I’ve had this this book in my collection for some time now and thought it was time to read it, particularly given a sufficient amount of time has elapsed since I saw the film adaptation of the same name (the American version). I was thankful to find that the novel had distinct differences to the film.
The leading character of Ring is Asakawa, a journalist who is feeling disenchanted with his career and by chance comes across a story involving four friends who simultaneously died of cardiac failure, their faces contorted in terror at the time of their death. Some investigation leads Asakawa to a holiday cabin where he views a chilling video which portends his death in exactly one week unless he determines the charm which will alter this fate. The video contains a sequence of both real and abstract images which Asakawa uses to help solve his dilemma.

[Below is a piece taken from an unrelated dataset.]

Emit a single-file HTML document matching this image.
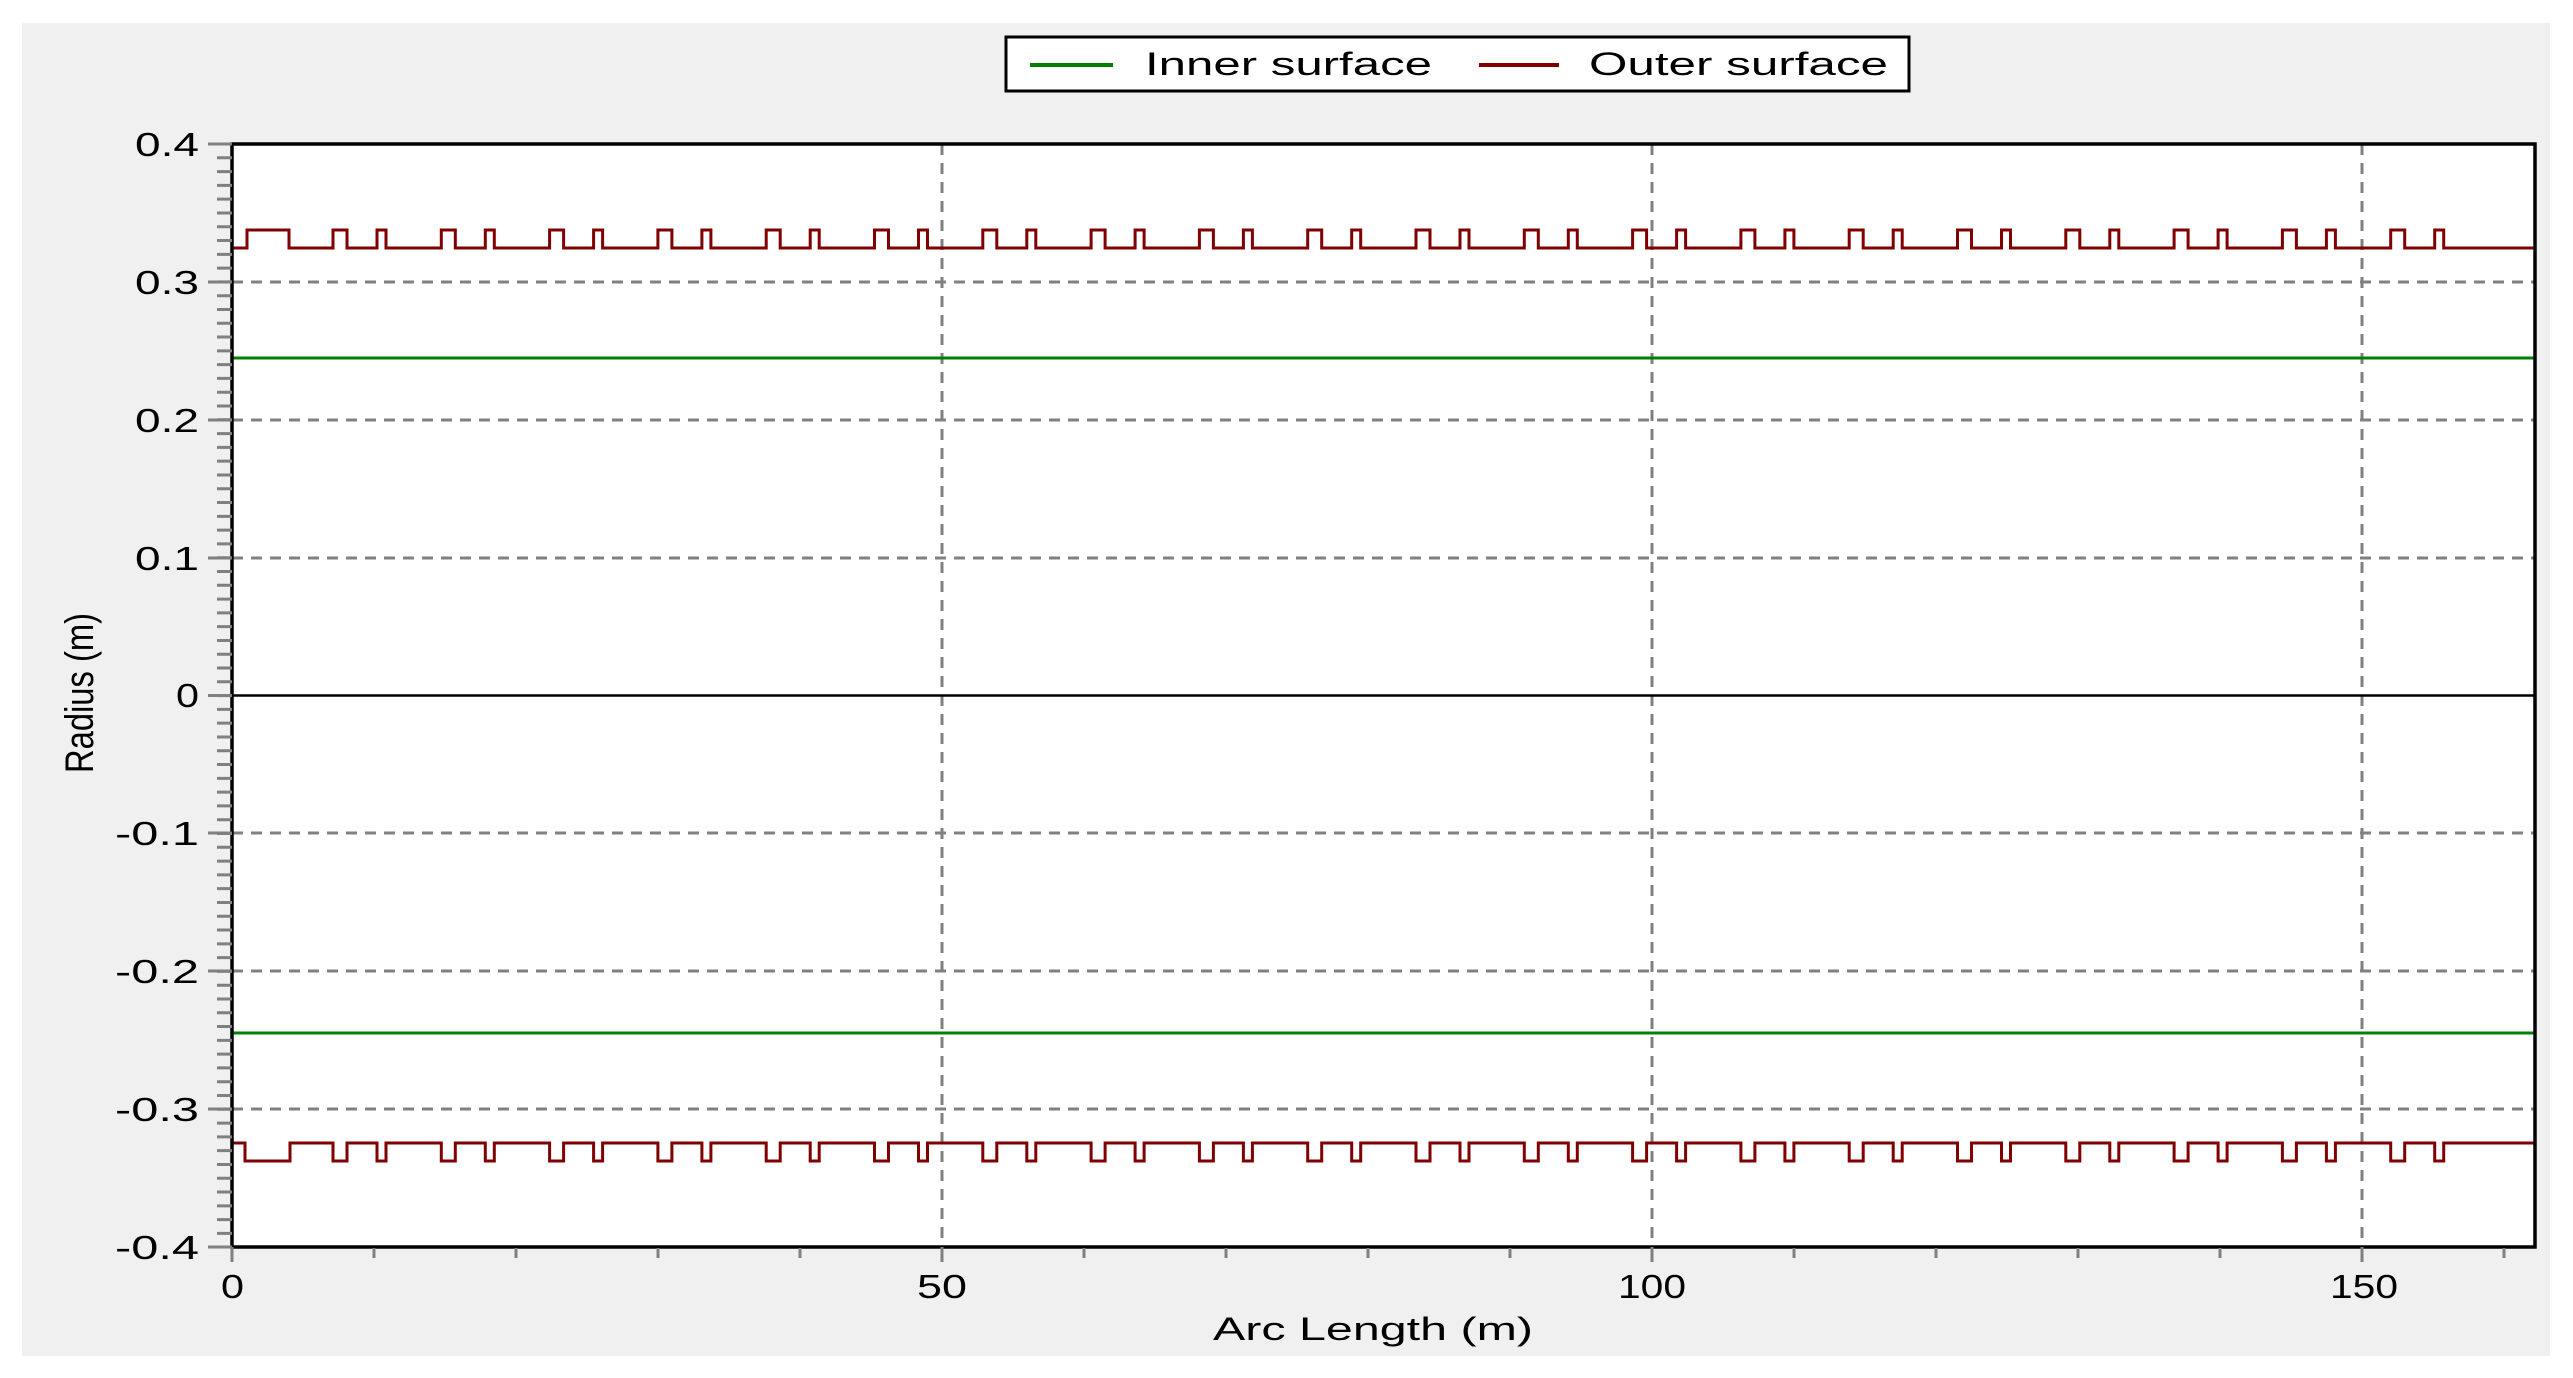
<!DOCTYPE html>
<html><head><meta charset="utf-8"><style>html,body{margin:0;padding:0;background:#fff}svg{display:block}</style></head>
<body>
<svg width="2573" height="1378" viewBox="0 0 2573 1378" xmlns="http://www.w3.org/2000/svg" font-family="'Liberation Sans', sans-serif">
<rect x="22" y="23" width="2528" height="1333" fill="#f0f0f0"/>
<!-- legend -->
<rect x="1006" y="37" width="903" height="54" fill="#fff" stroke="#000" stroke-width="3"/>
<line x1="1030" y1="65" x2="1113" y2="65" stroke="#008000" stroke-width="4"/>
<text x="1145" y="75" font-size="32" textLength="287" lengthAdjust="spacingAndGlyphs" fill="#000">Inner surface</text>
<line x1="1479" y1="65" x2="1559" y2="65" stroke="#800000" stroke-width="4"/>
<text x="1589" y="75" font-size="32" textLength="299" lengthAdjust="spacingAndGlyphs" fill="#000">Outer surface</text>
<!-- plot area -->
<rect x="232" y="144" width="2303" height="1103" fill="#fff"/>
<g stroke="#808080" stroke-width="3" stroke-dasharray="11 8">
<line x1="232" y1="282" x2="2535" y2="282"/>
<line x1="232" y1="420" x2="2535" y2="420"/>
<line x1="232" y1="558" x2="2535" y2="558"/>
<line x1="232" y1="833" x2="2535" y2="833"/>
<line x1="232" y1="971" x2="2535" y2="971"/>
<line x1="232" y1="1109" x2="2535" y2="1109"/>
<line x1="942" y1="144" x2="942" y2="1247"/>
<line x1="1652" y1="144" x2="1652" y2="1247"/>
<line x1="2362" y1="144" x2="2362" y2="1247"/>
</g>
<line x1="232" y1="695.5" x2="2535" y2="695.5" stroke="#000" stroke-width="2.5"/>
<line x1="232" y1="358" x2="2535" y2="358" stroke="#008000" stroke-width="3"/>
<line x1="232" y1="1033" x2="2535" y2="1033" stroke="#008000" stroke-width="3"/>
<path fill="none" stroke="#800000" stroke-width="3" d="M232,248 H247 V230 H289 V248 H333
v-18 h14 v18 h30 v-18 h9 v18 h55.3 v-18 h14 v18 h30 v-18 h9 v18 h55.3 v-18 h14 v18 h30 v-18 h9 v18 h55.3 v-18 h14 v18 h30 v-18 h9 v18 h55.3
v-18 h14 v18 h30 v-18 h9 v18 h55.3 v-18 h14 v18 h30 v-18 h9 v18 h55.3 v-18 h14 v18 h30 v-18 h9 v18 h55.3 v-18 h14 v18 h30 v-18 h9 v18 h55.3
v-18 h14 v18 h30 v-18 h9 v18 h55.3 v-18 h14 v18 h30 v-18 h9 v18 h55.3 v-18 h14 v18 h30 v-18 h9 v18 h55.3 v-18 h14 v18 h30 v-18 h9 v18 h55.3
v-18 h14 v18 h30 v-18 h9 v18 h55.3 v-18 h14 v18 h30 v-18 h9 v18 h55.3 v-18 h14 v18 h30 v-18 h9 v18 h55.3 v-18 h14 v18 h30 v-18 h9 v18 h55.3
v-18 h14 v18 h30 v-18 h9 v18 h55.3 v-18 h14 v18 h30 v-18 h9 v18 h55.3 v-18 h14 v18 h30 v-18 h9 v18 h55.3 v-18 h14 v18 h30 v-18 h9 v18 H2535"/>
<path fill="none" stroke="#800000" stroke-width="3" d="M232,1143 H245 V1161 H290 V1143 H333
v18 h14 v-18 h30 v18 h9 v-18 h55.3 v18 h14 v-18 h30 v18 h9 v-18 h55.3 v18 h14 v-18 h30 v18 h9 v-18 h55.3 v18 h14 v-18 h30 v18 h9 v-18 h55.3
v18 h14 v-18 h30 v18 h9 v-18 h55.3 v18 h14 v-18 h30 v18 h9 v-18 h55.3 v18 h14 v-18 h30 v18 h9 v-18 h55.3 v18 h14 v-18 h30 v18 h9 v-18 h55.3
v18 h14 v-18 h30 v18 h9 v-18 h55.3 v18 h14 v-18 h30 v18 h9 v-18 h55.3 v18 h14 v-18 h30 v18 h9 v-18 h55.3 v18 h14 v-18 h30 v18 h9 v-18 h55.3
v18 h14 v-18 h30 v18 h9 v-18 h55.3 v18 h14 v-18 h30 v18 h9 v-18 h55.3 v18 h14 v-18 h30 v18 h9 v-18 h55.3 v18 h14 v-18 h30 v18 h9 v-18 h55.3
v18 h14 v-18 h30 v18 h9 v-18 h55.3 v18 h14 v-18 h30 v18 h9 v-18 h55.3 v18 h14 v-18 h30 v18 h9 v-18 h55.3 v18 h14 v-18 h30 v18 h9 v-18 H2535"/>
<rect x="232" y="144" width="2303" height="1103" fill="none" stroke="#000" stroke-width="3.5"/>
<!-- y ticks -->
<line x1="224.5" y1="144" x2="224.5" y2="1248" stroke="#808080" stroke-width="15" stroke-dasharray="3 10.79" stroke-dashoffset="1.5"/>
<g stroke="#808080" stroke-width="3">
<line x1="208" y1="144" x2="232" y2="144"/><line x1="208" y1="282" x2="232" y2="282"/>
<line x1="208" y1="420" x2="232" y2="420"/><line x1="208" y1="558" x2="232" y2="558"/>
<line x1="208" y1="695.5" x2="232" y2="695.5"/><line x1="208" y1="833" x2="232" y2="833"/>
<line x1="208" y1="971" x2="232" y2="971"/><line x1="208" y1="1109" x2="232" y2="1109"/>
<line x1="208" y1="1247" x2="232" y2="1247"/>
</g>
<!-- x ticks -->
<line x1="232" y1="1253" x2="2536" y2="1253" stroke="#808080" stroke-width="10" stroke-dasharray="3 139" stroke-dashoffset="1.5"/>
<g stroke="#808080" stroke-width="3">
<line x1="232" y1="1247" x2="232" y2="1262"/><line x1="942" y1="1247" x2="942" y2="1262"/>
<line x1="1652" y1="1247" x2="1652" y2="1262"/><line x1="2362" y1="1247" x2="2362" y2="1262"/>
</g>
<g font-size="33" fill="#000" lengthAdjust="spacingAndGlyphs">
<text x="135" y="156" textLength="64" lengthAdjust="spacingAndGlyphs">0.4</text>
<text x="135" y="294" textLength="64" lengthAdjust="spacingAndGlyphs">0.3</text>
<text x="135" y="432" textLength="64" lengthAdjust="spacingAndGlyphs">0.2</text>
<text x="135" y="570" textLength="64" lengthAdjust="spacingAndGlyphs">0.1</text>
<text x="176" y="707" textLength="23" lengthAdjust="spacingAndGlyphs">0</text>
<text x="115" y="845" textLength="84" lengthAdjust="spacingAndGlyphs">-0.1</text>
<text x="115" y="983" textLength="84" lengthAdjust="spacingAndGlyphs">-0.2</text>
<text x="115" y="1121" textLength="84" lengthAdjust="spacingAndGlyphs">-0.3</text>
<text x="115" y="1259" textLength="84" lengthAdjust="spacingAndGlyphs">-0.4</text>
</g>
<g font-size="33" fill="#000">
<text x="221" y="1298" textLength="23" lengthAdjust="spacingAndGlyphs">0</text>
<text x="917" y="1298" textLength="50" lengthAdjust="spacingAndGlyphs">50</text>
<text x="1618" y="1298" textLength="68" lengthAdjust="spacingAndGlyphs">100</text>
<text x="2330" y="1298" textLength="68" lengthAdjust="spacingAndGlyphs">150</text>
</g>
<text x="1213" y="1340" font-size="32" textLength="320" lengthAdjust="spacingAndGlyphs" fill="#000">Arc Length (m)</text>
<text transform="translate(93,773) rotate(-90)" font-size="40" textLength="160" lengthAdjust="spacingAndGlyphs" fill="#000">Radius (m)</text>
</svg>
</body></html>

Asakawa enlists in the help of another journalist and his editor, the latter of whom has doubts as to Asakawa’s reliability due to a previous misjudgement in his career. He also seeks aid from Ryuji, an old school friend and somewhat repugnant character due to his confession of committing a rape and excitement over the prospect of evil energy infiltrating the world. Whilst Ryuji does prove to be a great support for Asakawa in his race against the clock, his motives are at times even doubted by Asakawa himself.
Ring explores themes of paranormal phenomenon, fate and malevolent forces and provides suspenseful text of mystery and investigation. The novel wasn’t quite as gripping or unsettling as I’d hoped, though I did have reasonably high expectations of it due to previous reviews and my appreciation of the film version. I could still sleep quite soundly at night after reading the book in bed! Suzuki details Asakawa’s growing fear with his impending deadline and how this effects his relationship with his wife and daughter, however I would have liked to see greater character development in both Asakawa and Ryuji. The author increases the atmospheric urgency of the situation with an impending typhoon which sadly seems to dissipate all too easily. There is also a slight, unexpected twist at the end of the story which didn’t seem fully realised.
All in all Ring did keep me interested as leads were followed up and more information revealed, but I felt it lacked depth.
“The body of a young girl is found at her home in Yokohama, contorted in fear, but the cause of her death is a mystery. Soon afterwards the bodies of three more teenagers are discovered – dead in chillingly similar circumstances.
Sensing a story, journalist Asakawa, the girl’s uncle, becomes fixated on unravelling the cause of this bizarre sudden-death syndrome. He discovers that the four victims had shared a log cabin for one night, exactly seven days before their deaths.
In the cabin, Asakawa finds a nightmarish secret – a curious videotape which plays not a movie, but a strange collection of abstract, subliminal images, concluding with a portentous message:
‘Those who have viewed these images are fated to die at this exact hour one week from now. If you do not wish to die, you must follow these instructions exactly…’
Then the tape cuts to static.
This slickly plotted page-turner reverberates with a terrifying supernatural twist. It inspired the cult Japanese movie and the US remake of the same name.”